■ Task objective ■
Repeat all of the material below exactly as written, images excluded.

■ Data excerpt ■
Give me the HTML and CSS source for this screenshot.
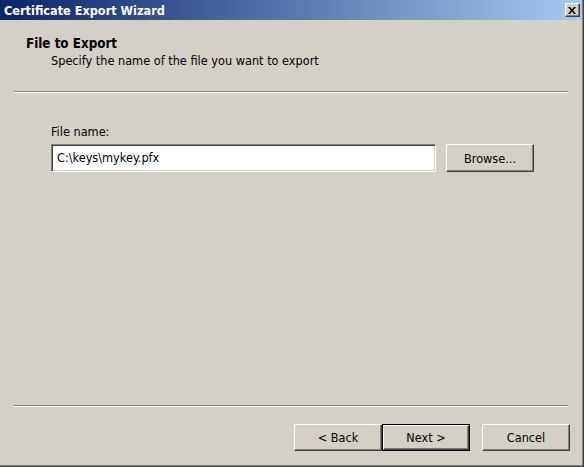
FILE: index.html
```html
<!DOCTYPE html>
<html>
<head>
<meta charset="utf-8">
<title>Certificate Export Wizard</title>
<link rel="stylesheet" href="styles.css">
</head>
<body>
<div class="window">
  <div class="titlebar">
    <span class="title">Certificate Export Wizard</span>
    <span class="close"><svg width="8" height="7" viewBox="0 0 8 7"><path d="M0 0h2l2 2.5L6 0h2L5 3.5 8 7H6L4 4.5 2 7H0l3-3.5z" fill="#000"/></svg></span>
  </div>
  <div class="header">
    <div class="heading">File to Export</div>
    <div class="subheading">Specify the name of the file you want to export</div>
  </div>
  <div class="sep"></div>
  <div class="content">
    <div class="label">File name:</div>
    <div class="row">
      <div class="field">C:\keys\mykey.pfx</div>
      <div class="btn browse">Browse...</div>
    </div>
  </div>
  <div class="sep"></div>
  <div class="footer">
    <div class="btn back">&lt; Back</div>
    <div class="default"><div class="btn next">Next &gt;</div></div>
    <div class="btn cancel">Cancel</div>
  </div>
</div>
</body>
</html>
```

FILE: styles.css
```css
html, body {
  margin: 0;
  padding: 0;
  background: #d4d0c8;
}
body {
  font-family: "DejaVu Sans Condensed", "DejaVu Sans", sans-serif;
  font-size: 12.6px;
  color: #000;
}
.window {
  width: 584px;
  height: 467px;
  box-sizing: border-box;
  background: #d4d0c8;
  border-right: 1px solid #404040;
  border-bottom: 1px solid #404040;
  box-shadow: inset -1px -1px 0 #808080;
  display: flex;
  flex-direction: column;
}
.titlebar {
  height: 20px;
  background: linear-gradient(to right, #0a246a, #a6caf0);
  display: flex;
  align-items: center;
  justify-content: space-between;
  padding: 0 2px 0 4px;
  margin-right: 1px;
}
.title {
  color: #fff;
  font-weight: bold;
  font-size: 12.6px;
}
.close {
  width: 15px;
  height: 14px;
  box-sizing: border-box;
  background: #d4d0c8;
  border-top: 1px solid #fff;
  border-left: 1px solid #fff;
  border-right: 1px solid #404040;
  border-bottom: 1px solid #404040;
  box-shadow: inset -1px -1px 0 #808080;
  display: flex;
  align-items: center;
  justify-content: center;
  padding-right: 1px;
}
.header {
  padding: 16px 0 0 26px;
  height: 71px;
  box-sizing: border-box;
}
.heading {
  font-weight: bold;
  font-size: 13.3px;
  line-height: 16px;
}
.subheading {
  padding-left: 25px;
  line-height: 16px;
  margin-top: 1px;
}
.sep {
  height: 1px;
  background: #808080;
  border-bottom: 1px solid #fff;
  margin: 0 15px 0 14px;
}
.content {
  flex: 1;
  padding: 31px 0 0 51px;
}
.label {
  line-height: 15px;
  margin-bottom: 5px;
}
.row {
  display: flex;
  gap: 10px;
}
.field {
  width: 385px;
  height: 28px;
  box-sizing: border-box;
  background: #fff;
  border-top: 1px solid #808080;
  border-left: 1px solid #808080;
  border-right: 1px solid #fff;
  border-bottom: 1px solid #fff;
  box-shadow: inset 1px 1px 0 #404040, inset -1px -1px 0 #d4d0c8;
  padding: 0 0 1px 5px;
  display: flex;
  align-items: center;
}
.btn {
  height: 28px;
  box-sizing: border-box;
  background: #d4d0c8;
  border-top: 1px solid #fff;
  border-left: 1px solid #fff;
  border-right: 1px solid #404040;
  border-bottom: 1px solid #404040;
  box-shadow: inset -1px -1px 0 #808080;
  display: flex;
  align-items: center;
  justify-content: center;
}
.browse {
  width: 88px;
}
.footer {
  display: flex;
  padding: 17px 0 13px 294px;
  height: 59px;
  box-sizing: border-box;
}
.back {
  width: 88px;
  height: 27px;
}
.default {
  border: 1px solid #000;
  width: 88px;
  height: 27px;
  box-sizing: border-box;
}
.next {
  width: 86px;
  height: 25px;
}
.cancel {
  width: 88px;
  height: 27px;
  margin-left: 12px;
}
```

■ Solution to this task ■
Give me the HTML and CSS source for this screenshot.
FILE: index.html
```html
<!DOCTYPE html>
<html>
<head>
<meta charset="utf-8">
<title>Certificate Export Wizard</title>
<link rel="stylesheet" href="styles.css">
</head>
<body>
<div class="window">
  <div class="titlebar">
    <span class="title">Certificate Export Wizard</span>
    <span class="close"><svg width="8" height="7" viewBox="0 0 8 7"><path d="M0 0h2l2 2.5L6 0h2L5 3.5 8 7H6L4 4.5 2 7H0l3-3.5z" fill="#000"/></svg></span>
  </div>
  <div class="header">
    <div class="heading">File to Export</div>
    <div class="subheading">Specify the name of the file you want to export</div>
  </div>
  <div class="sep"></div>
  <div class="content">
    <div class="label">File name:</div>
    <div class="row">
      <div class="field">C:\keys\mykey.pfx</div>
      <div class="btn browse">Browse...</div>
    </div>
  </div>
  <div class="sep"></div>
  <div class="footer">
    <div class="btn back">&lt; Back</div>
    <div class="default"><div class="btn next">Next &gt;</div></div>
    <div class="btn cancel">Cancel</div>
  </div>
</div>
</body>
</html>
```

FILE: styles.css
```css
html, body {
  margin: 0;
  padding: 0;
  background: #d4d0c8;
}
body {
  font-family: "DejaVu Sans Condensed", "DejaVu Sans", sans-serif;
  font-size: 12.6px;
  color: #000;
}
.window {
  width: 584px;
  height: 467px;
  box-sizing: border-box;
  background: #d4d0c8;
  border-right: 1px solid #404040;
  border-bottom: 1px solid #404040;
  box-shadow: inset -1px -1px 0 #808080;
  display: flex;
  flex-direction: column;
}
.titlebar {
  height: 20px;
  background: linear-gradient(to right, #0a246a, #a6caf0);
  display: flex;
  align-items: center;
  justify-content: space-between;
  padding: 0 2px 0 4px;
  margin-right: 1px;
}
.title {
  color: #fff;
  font-weight: bold;
  font-size: 12.6px;
}
.close {
  width: 15px;
  height: 14px;
  box-sizing: border-box;
  background: #d4d0c8;
  border-top: 1px solid #fff;
  border-left: 1px solid #fff;
  border-right: 1px solid #404040;
  border-bottom: 1px solid #404040;
  box-shadow: inset -1px -1px 0 #808080;
  display: flex;
  align-items: center;
  justify-content: center;
  padding-right: 1px;
}
.header {
  padding: 16px 0 0 26px;
  height: 71px;
  box-sizing: border-box;
}
.heading {
  font-weight: bold;
  font-size: 13.3px;
  line-height: 16px;
}
.subheading {
  padding-left: 25px;
  line-height: 16px;
  margin-top: 1px;
}
.sep {
  height: 1px;
  background: #808080;
  border-bottom: 1px solid #fff;
  margin: 0 15px 0 14px;
}
.content {
  flex: 1;
  padding: 31px 0 0 51px;
}
.label {
  line-height: 15px;
  margin-bottom: 5px;
}
.row {
  display: flex;
  gap: 10px;
}
.field {
  width: 385px;
  height: 28px;
  box-sizing: border-box;
  background: #fff;
  border-top: 1px solid #808080;
  border-left: 1px solid #808080;
  border-right: 1px solid #fff;
  border-bottom: 1px solid #fff;
  box-shadow: inset 1px 1px 0 #404040, inset -1px -1px 0 #d4d0c8;
  padding: 0 0 1px 5px;
  display: flex;
  align-items: center;
}
.btn {
  height: 28px;
  box-sizing: border-box;
  background: #d4d0c8;
  border-top: 1px solid #fff;
  border-left: 1px solid #fff;
  border-right: 1px solid #404040;
  border-bottom: 1px solid #404040;
  box-shadow: inset -1px -1px 0 #808080;
  display: flex;
  align-items: center;
  justify-content: center;
}
.browse {
  width: 88px;
}
.footer {
  display: flex;
  padding: 17px 0 13px 294px;
  height: 59px;
  box-sizing: border-box;
}
.back {
  width: 88px;
  height: 27px;
}
.default {
  border: 1px solid #000;
  width: 88px;
  height: 27px;
  box-sizing: border-box;
}
.next {
  width: 86px;
  height: 25px;
}
.cancel {
  width: 88px;
  height: 27px;
  margin-left: 12px;
}
```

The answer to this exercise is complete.